Frederick “Toots” Hibbert, who had been the leader of Toots & The Maytals, passed away on Friday in Kingston, Jamaica, at the age of 77. The cause of death has not yet been confirmed, however Hibbert had been hospitalized at the end of August and tested for COVID-19. Shortly after being admitted, Hibbert had been placed in a medically-induced coma. Toots & The Maytals announced Hibbert’s death via Twitter, stating that Hibbert had passed away peacefully as he was surrounded by his family.
It is with the heaviest of hearts to announce that Frederick Nathaniel “Toots” Hibbert passed away peacefully tonight, surrounded by his family at the University Hospital of the West Indies in Kingston, Jamaica… pic.twitter.com/zOb6yRpJ7n
— Toots & The Maytals (@tootsmaytals) September 12, 2020
“It is with the heaviest of hearts to announce that Frederick Nathaniel ‘Toots’ Hibbert passed away peacefully tonight, surrounded by his family at the University Hospital of the Wist Indies in Kingston, Jamaica,” Toots & The Maytals said in a statement on Twitter. “The family and his management team would like to thank the medical teams and professionals for their care and diligence, and ask that you respect their privacy during their time of grief. Mr. Hibbert is survived by his wife of 39 years, Miss D, and his seven of eight children.”
Hibbert is credited for being the first person to use the word “reggae” on a record, the word appearing on the 1968 track, “Do The Reggay.” Hibbert’s songs often portrayed the sweet and elevating sounds that are now synonymous with reggae, while still depicting the lives of people who were simply trying to make it from one day to the next. Hibbert’s singing has often been compared to Otis Redding’s, and Hibbert had been ranked at No. 71 by Rolling Stone‘s 2010 100 Greatest Singers list.

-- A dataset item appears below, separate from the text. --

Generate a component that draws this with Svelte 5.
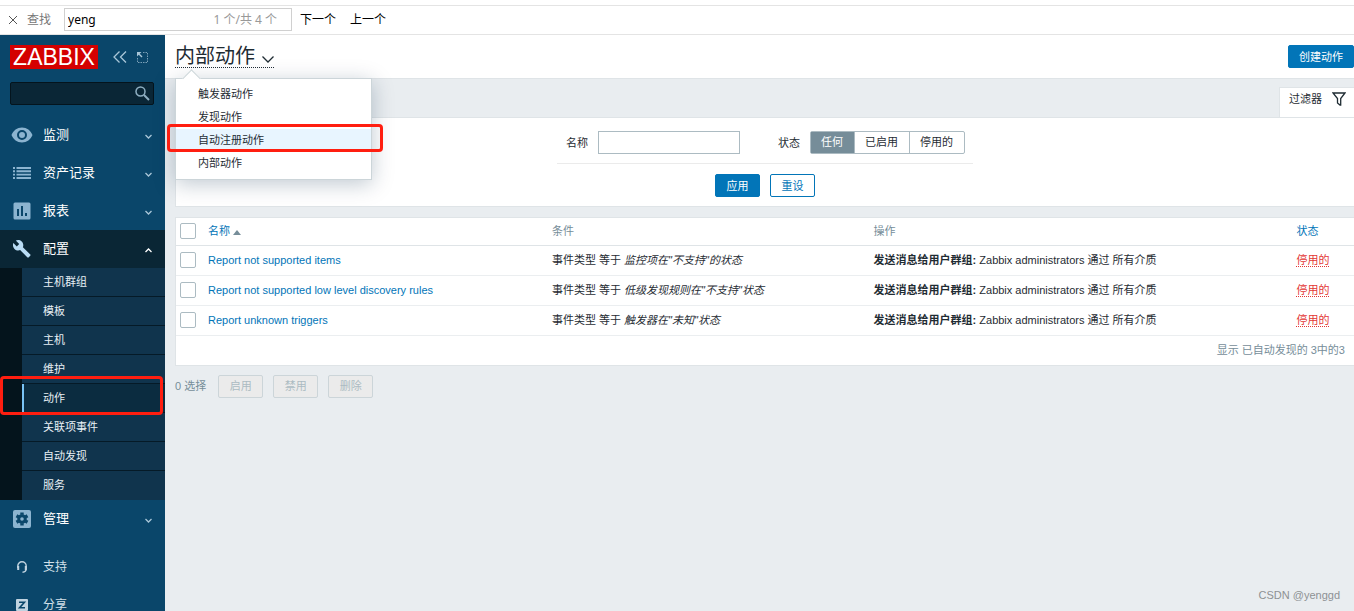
<script lang="ts">
  interface NavItem {
    label: string;
    icon: string;
    open?: boolean;
    children?: string[];
  }

  const nav: NavItem[] = [
    { label: '监测', icon: 'eye' },
    { label: '资产记录', icon: 'list' },
    { label: '报表', icon: 'report' },
    {
      label: '配置',
      icon: 'wrench',
      open: true,
      children: ['主机群组', '模板', '主机', '维护', '动作', '关联项事件', '自动发现', '服务'],
    },
    { label: '管理', icon: 'gear' },
  ];

  const links = [
    { label: '支持', icon: 'support' },
    { label: '分享', icon: 'share' },
  ];

  const sources = ['触发器动作', '发现动作', '自动注册动作', '内部动作'];
  const marked = '自动注册动作';
  const current = '动作';

  const statuses = ['任何', '已启用', '停用的'];
  let status = $state('任何');
  let name = $state('');
  let find = $state('yeng');

  const actions = [
    { name: 'Report not supported items', event: '监控项在"不支持"的状态' },
    { name: 'Report not supported low level discovery rules', event: '低级发现规则在"不支持"状态' },
    { name: 'Report unknown triggers', event: '触发器在"未知"状态' },
  ];

  const bulk = ['启用', '禁用', '删除'];
</script>

{#snippet icon(kind: string)}
  {#if kind === 'eye'}
    <svg width="22" height="16" viewBox="0 0 22 16" aria-hidden="true">
      <path fill="currentColor" fill-rule="evenodd" d="M11 .5C6.2.5 2.2 3.5.5 8c1.7 4.500 5.700 7.500 10.500 7.500S19.800 12.500 21.500 8C19.800 3.500 15.800.5 11 .5zM11 13a5 5 0 1 1 0-10 5 5 0 0 1 0 10zm0-2a3 3 0 1 0 0-6 3 3 0 0 0 0 6z" />
    </svg>
  {:else if kind === 'list'}
    <svg width="18" height="12" viewBox="0 0 18 12" aria-hidden="true">
      <path stroke="currentColor" stroke-width="1.9" d="M0 1h2M3.500 1H18M0 4.300h2M3.500 4.300H18M0 7.600h2M3.500 7.600H18M0 11h2M3.500 11H18" />
    </svg>
  {:else if kind === 'report'}
    <svg width="18" height="18" viewBox="0 0 18 18" aria-hidden="true">
      <path fill="currentColor" fill-rule="evenodd" d="M2 .5h14A1.500 1.500 0 0 1 17.500 2v14a1.500 1.500 0 0 1-1.500 1.500H2A1.500 1.500 0 0 1 .5 16V2A1.500 1.500 0 0 1 2 .5zM4 7v7h2V7zm4-3v10h2V4zm4 7v3h2v-3z" />
    </svg>
  {:else if kind === 'wrench'}
    <svg width="18" height="18" viewBox="0 0 18 18" aria-hidden="true">
      <path fill="currentColor" d="M17.300 14.600 9.900 7.200c.8-1.900.4-4.100-1.200-5.600C7.100 0 4.700-.3 2.800.6l3.400 3.400-2.400 2.400L.4 3.100c-.9 1.900-.5 4.200 1.100 5.800 1.500 1.500 3.800 1.900 5.600 1.200l7.400 7.300c.3.300.8.3 1.100 0l1.800-1.800c.3-.3.3-.8-.1-1z" />
    </svg>
  {:else if kind === 'gear'}
    <svg width="18" height="18" viewBox="0 0 18 18" aria-hidden="true">
      <rect width="18" height="18" rx="2" fill="currentColor" />
      <circle cx="9" cy="9" r="3.300" class="cut" stroke-width="3" />
      <path class="cut" stroke-width="3.400" d="M9 2.600v2.200M9 13.200v2.200M3.500 5.800l1.900 1.100M12.600 11.100l1.900 1.100M3.500 12.200l1.900-1.100M12.600 6.900l1.900-1.100" />
    </svg>
  {:else if kind === 'support'}
    <svg width="12" height="12" viewBox="0 0 12 12" fill="none" stroke="currentColor" aria-hidden="true">
      <path stroke-width="1.400" d="M1.800 7V5a4.200 4.200 0 0 1 8.400 0v2.500c0 2-1 3.700-3.700 3.700" />
      <path stroke-width="2" d="M2.200 5v4M9.800 5v4" />
    </svg>
  {:else}
    <svg width="12" height="12" viewBox="0 0 12 12" aria-hidden="true">
      <rect width="12" height="12" rx="1" fill="currentColor" />
      <path class="cut" stroke-width="1.600" d="M3 3.300h5.400L3.600 8.700H9" />
    </svg>
  {/if}
{/snippet}

<div class="page">
  <form class="find">
    <button type="button" class="close" aria-label="关闭">
      <svg width="8" height="8" viewBox="0 0 8 8"><path d="M0 0l8 8M8 0L0 8" stroke="#555" /></svg>
    </button>
    <label for="find">查找</label>
    <div class="find-box">
      <input id="find" type="text" bind:value={find} />
      <span>1 个/共 4 个</span>
    </div>
    <button type="button">下一个</button>
    <button type="button">上一个</button>
  </form>

  <div class="app">
    <aside>
      <div class="brand">
        <a href="#home" class="logo">ZABBIX</a>
        <button type="button" aria-label="收起">
          <svg width="14" height="12" viewBox="0 0 14 12"><path d="M6.500.5 1 6l5.500 5.500M13 .5 7.500 6l5.500 5.500" fill="none" stroke="currentColor" stroke-width="1.300" /></svg>
        </button>
        <button type="button" aria-label="隐藏">
          <svg width="13" height="13" viewBox="0 0 13 13" fill="none" stroke="currentColor">
            <path d="M7 1.500h4.500v10h-10V7" stroke-dasharray="1.500 1" opacity=".7" />
            <path d="M1 5.500V1h4.500z" fill="currentColor" stroke="none" />
            <path d="M2 2l4 4" stroke-width="1.500" />
          </svg>
        </button>
      </div>

      <div class="search">
        <input type="text" aria-label="搜索" />
        <svg width="15" height="15" viewBox="0 0 15 15" fill="none" stroke="currentColor" aria-hidden="true">
          <circle cx="5.500" cy="5.500" r="4.500" stroke-width="1.500" />
          <path d="M9 9l5 5" stroke-width="2" />
        </svg>
      </div>

      <nav>
        {#each nav as item (item.label)}
          <a href="#menu" class="item" class:open={item.open}>
            <span class="icon">{@render icon(item.icon)}</span>
            {item.label}
            <svg class="arrow" width="7" height="5" viewBox="0 0 7 5" aria-hidden="true">
              <path d={item.open ? 'M.5 4l3-3 3 3' : 'M.5 1l3 3 3-3'} />
            </svg>
          </a>
          {#if item.children}
            <div class="sub">
              {#each item.children as child (child)}
                <a href="#sub" class:current={child === current}>{child}</a>
              {/each}
            </div>
          {/if}
        {/each}
      </nav>

      <div class="links">
        {#each links as link (link.label)}
          <a href="#link" class="item">
            <span class="icon">{@render icon(link.icon)}</span>
            {link.label}
          </a>
        {/each}
      </div>
    </aside>

    <main>
      <header>
        <div class="title">
          <h1>
            <button type="button">
              内部动作
              <svg width="12" height="7" viewBox="0 0 12 7" aria-hidden="true"><path d="M.5.5 6 6 11.500.5" fill="none" stroke="currentColor" stroke-width="1.300" /></svg>
            </button>
          </h1>
          <div class="menu">
            {#each sources as source (source)}
              <a href="#source" class:marked={source === marked}>{source}</a>
            {/each}
          </div>
        </div>
        <button type="button" class="btn primary">创建动作</button>
      </header>

      <div class="content">
        <a href="#filter" class="filter-tab">
          过滤器
          <svg width="14" height="14" viewBox="0 0 14 14" aria-hidden="true"><path d="M1 1h12L8.700 6.500V13H8L5.500 11V6.500z" fill="none" stroke="currentColor" stroke-width="1.300" /></svg>
        </a>

        <form class="panel filter">
          <div class="fields">
            <label for="name">名称</label>
            <input id="name" type="text" bind:value={name} />
            <fieldset>
              <legend>状态</legend>
              <div class="segments">
                {#each statuses as s (s)}
                  <label class:on={status === s}>
                    <input type="radio" name="status" value={s} bind:group={status} />
                    {s}
                  </label>
                {/each}
              </div>
            </fieldset>
          </div>
          <div class="buttons">
            <button type="button" class="btn primary">应用</button>
            <button type="button" class="btn">重设</button>
          </div>
        </form>

        <div class="panel">
          <table>
            <thead>
              <tr>
                <th class="check"><input type="checkbox" aria-label="全选" /></th>
                <th class="name"><a href="#sort">名称<i class="asc"></i></a></th>
                <th class="cond">条件</th>
                <th class="ops">操作</th>
                <th><a href="#sort">状态</a></th>
              </tr>
            </thead>
            <tbody>
              {#each actions as action (action.name)}
                <tr>
                  <td class="check"><input type="checkbox" aria-label={action.name} /></td>
                  <td><a href="#action">{action.name}</a></td>
                  <td>事件类型 等于 <em>{action.event}</em></td>
                  <td><b>发送消息给用户群组:</b> Zabbix administrators 通过 所有介质</td>
                  <td><a href="#status" class="disabled">停用的</a></td>
                </tr>
              {/each}
            </tbody>
          </table>
          <div class="total">显示 已自动发现的 3中的3</div>
        </div>

        <div class="bulk">
          <span>0 选择</span>
          {#each bulk as label (label)}
            <button type="button" class="btn" disabled>{label}</button>
          {/each}
        </div>
      </div>
    </main>
  </div>

  <div class="credit">CSDN @yenggd</div>
</div>

<style>
  :global(body) { margin: 0; }
  .page, .page * { box-sizing: border-box; }
  .page {
    position: relative;
    display: flex;
    flex-direction: column;
    height: 100vh;
    overflow: hidden;
    font: 11px/16px "Liberation Sans", "Noto Sans CJK SC", sans-serif;
    color: #1f2c33;
    background: #e9edf0;
  }
  a { color: #0275b8; text-decoration: none; }
  button, input { font: inherit; color: inherit; }
  button { padding: 0; border: 0; background: none; }
  input { margin: 0; outline: 0; }
  svg { display: block; flex: none; }

  /* find bar */
  .find {
    flex: none;
    display: flex;
    align-items: center;
    height: 35px;
    padding: 5px 8px 0;
    background: linear-gradient(#e4e4e4, #e4e4e4) 0 5px / 100% 1px no-repeat #fff;
    border-bottom: 1px solid #e4e4e4;
    font-family: "Noto Sans", "Noto Sans CJK SC", sans-serif;
    font-size: 12px;
    color: #000;
  }
  .find label { margin: 0 13px 0 10px; color: #777; }
  .find button { margin-left: 8px; }
  .find .close { margin-left: 1px; }
  .find button + button { margin-left: 14px; }
  .find-box {
    display: flex;
    align-items: center;
    width: 228px;
    height: 23px;
    padding: 0 14px 0 3px;
    border: 1px solid #d0d0d0;
  }
  .find-box input { flex: 1; min-width: 0; padding: 0; border: 0; }
  .find-box span { color: #999; }

  .app { flex: 1; display: flex; min-height: 0; }

  /* sidebar */
  aside {
    flex: none;
    width: 165px;
    overflow: hidden;
    background: #0a466a;
    color: #fff;
  }
  .brand { display: flex; align-items: center; padding: 10px 10px 13px; color: #a9c6d8; }
  .logo {
    width: 88px;
    margin-right: 15px;
    background: #d40000;
    color: #fff;
    font-size: 23px;
    line-height: 24px;
    text-align: center;
  }
  .brand button + button { margin-left: 9px; }
  .search {
    display: flex;
    align-items: center;
    height: 23px;
    margin: 0 11px 11px 10px;
    padding-right: 3px;
    border: 1px solid #04141d;
    border-radius: 2px;
    background: #0a2636;
    color: #8fafc2;
  }
  .search input { flex: 1; min-width: 0; border: 0; background: none; }

  .item {
    display: flex;
    align-items: center;
    height: 38px;
    padding-right: 13px;
    color: #fff;
    font-size: 13px;
  }
  .icon { display: flex; justify-content: center; width: 43px; color: #8cb4d0; }
  .item .cut { fill: none; stroke: #0a466a; }
  .arrow { margin: 2px 0 0 auto; fill: none; stroke: #a9c6d8; stroke-width: 1.3; }
  .open { background: #0a2635; }
  .open .icon { color: #b9dcf5; }
  .open .arrow { stroke: #fff; }

  .sub {
    padding-left: 22px;
    background: #04141c;
  }
  .sub a {
    position: relative;
    display: block;
    height: 29px;
    padding-left: 21px;
    border-bottom: 1px solid #051a27;
    background: #10344d;
    color: #e8f0f5;
    line-height: 29px;
  }
  .sub a:last-child { border-bottom: 0; }
  .sub .current { z-index: 1; padding-left: 19px; border-left: 2px solid #79c3f5; background: #0b2c40; }
  .links { padding-top: 10px; }
  .links .item { font-size: 12px; color: #d3e0e9; }
  .links .icon { color: #c0d3e0; }

  /* hand-drawn marks over the menus */
  .sub .current::after, .menu .marked::after {
    content: "";
    position: absolute;
    border: 3px solid #ff1e10;
    border-radius: 4px;
  }
  .sub .current::after { inset: -8px 2px -3px -24px; }
  .menu .marked::after { inset: -5px -12px 0 -9px; }

  main { flex: 1; min-width: 0; }
  header {
    display: flex;
    justify-content: space-between;
    align-items: center;
    height: 44px;
    padding-left: 10px;
    border-bottom: 1px solid #dfe4e7;
    background: #fff;
  }
  .title { position: relative; z-index: 1; }
  h1 { margin: 0; font-weight: normal; }
  h1 button {
    display: flex;
    align-items: center;
    gap: 7px;
    border-bottom: 1px dotted #1f2c33;
    font-size: 20px;
    line-height: 22px;
  }
  h1 svg { margin-top: 6px; }
  .menu {
    position: absolute;
    top: 33px;
    left: 0;
    width: 197px;
    padding: 4px 0;
    border: 1px solid #ccd5d9;
    background: #fff;
    box-shadow: 0 4px 20px rgba(0, 40, 70, 0.25);
  }
  .menu::before {
    content: "";
    position: absolute;
    top: -7px;
    left: 9px;
    width: 12px;
    height: 12px;
    border: solid #ccd5d9;
    border-width: 1px 0 0 1px;
    background: #fff;
    transform: rotate(45deg);
  }
  .menu a {
    position: relative;
    display: block;
    padding-left: 22px;
    color: #1f2c33;
    line-height: 23px;
  }
  .menu .marked { background: #e8f5ff; }

  .btn {
    min-width: 45px;
    height: 23px;
    padding: 0 10px;
    border: 1px solid #0275b8;
    border-radius: 2px;
    background: #fff;
    color: #0275b8;
  }
  .primary { background: #0275b8; color: #fff; }
  .btn:disabled { border-color: #ccd5d9; background: #ebebeb; color: #acbbc2; }

  .content { display: flex; flex-direction: column; padding: 8px 0 0 10px; }
  .panel { border: 1px solid #dfe4e7; border-right: 0; background: #fff; }
  .filter-tab {
    display: flex;
    align-items: center;
    align-self: flex-end;
    gap: 10px;
    height: 30px;
    padding: 0 8px 8px 9px;
    border: 1px solid #dfe4e7;
    border-width: 1px 0 0 1px;
    background: #fff;
    color: #1f2c33;
  }
  .filter {
    display: flex;
    flex-direction: column;
    align-items: center;
    margin-bottom: 10px;
    padding: 13px 0 9px;
  }
  .fields {
    display: flex;
    align-items: center;
    padding: 0 8px 9px 9px;
    border-bottom: 1px solid #ebebeb;
  }
  .fields > input {
    width: 142px;
    height: 23px;
    margin: 0 38px 0 10px;
    border: 1px solid #acbbc2;
  }
  fieldset { display: flex; align-items: center; margin: 0; padding: 0; border: 0; }
  legend { float: left; padding: 0; }
  .segments {
    display: flex;
    height: 23px;
    margin-left: 10px;
    border: 1px solid #acbbc2;
    border-radius: 2px;
  }
  .segments label { position: relative; padding: 0 11px 0 10px; line-height: 21px; }
  .segments label + label { border-left: 1px solid #acbbc2; }
  .segments .on { background: #768d99; color: #fff; }
  .segments input { position: absolute; opacity: 0; }
  .buttons { display: flex; gap: 10px; margin-top: 10px; }

  /* actions list */
  table { width: 100%; border-collapse: collapse; table-layout: fixed; }
  th, td { height: 30px; padding: 0 5px; border-bottom: 1px solid #ebeef0; text-align: left; white-space: nowrap; }
  th { height: 27px; border-color: #dfe4e7; color: #768d99; font-weight: normal; }
  .check { width: 27px; padding: 0 0 0 4px; }
  .name { width: 29.2%; }
  .cond { width: 27.3%; }
  .ops { width: 35.9%; }
  .check input {
    display: block;
    appearance: none;
    width: 16px;
    height: 16px;
    border: 1px solid #acbbc2;
    border-radius: 2px;
    background: #fff;
  }
  .asc {
    display: inline-block;
    margin-left: 3px;
    border: solid transparent;
    border-width: 0 4px 5px;
    border-bottom-color: #768d99;
  }
  .disabled { border-bottom: 1px dotted #e33734; color: #e33734; }
  .total { padding-right: 9px; color: #768d99; line-height: 29px; text-align: right; }
  .bulk { display: flex; align-items: center; margin-top: 9px; color: #768d99; }
  .bulk .btn { margin-right: 10px; }
  .bulk span { margin-right: 12px; }

  .credit {
    position: absolute;
    right: 14px;
    bottom: 8px;
    font-size: 11px;
    color: #8d9194;
  }
</style>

First forming in 1962, the group was made up of Hibbert, Henry “Raleigh” Gordon and Nathaniel “Jerry” Mathias, and simply called themselves The Maytals. The name did not change to Toots & the Maytals until 1972, and released several of their most iconic records before the name change, including “Bam Bam” (which went on to be covered by Sister Nancy), “Monkey Man” and “Do the Reggay.”
In 1966, Hibbert spent 18 months in jail after being charged for possession of marijuana. Hibbert went on to state that he had been framed, and had been arrested as he was bailing his friend out of jail. The song “54-56 (Was My Number)” had been written about Hibbert’s arrest and experience in jail.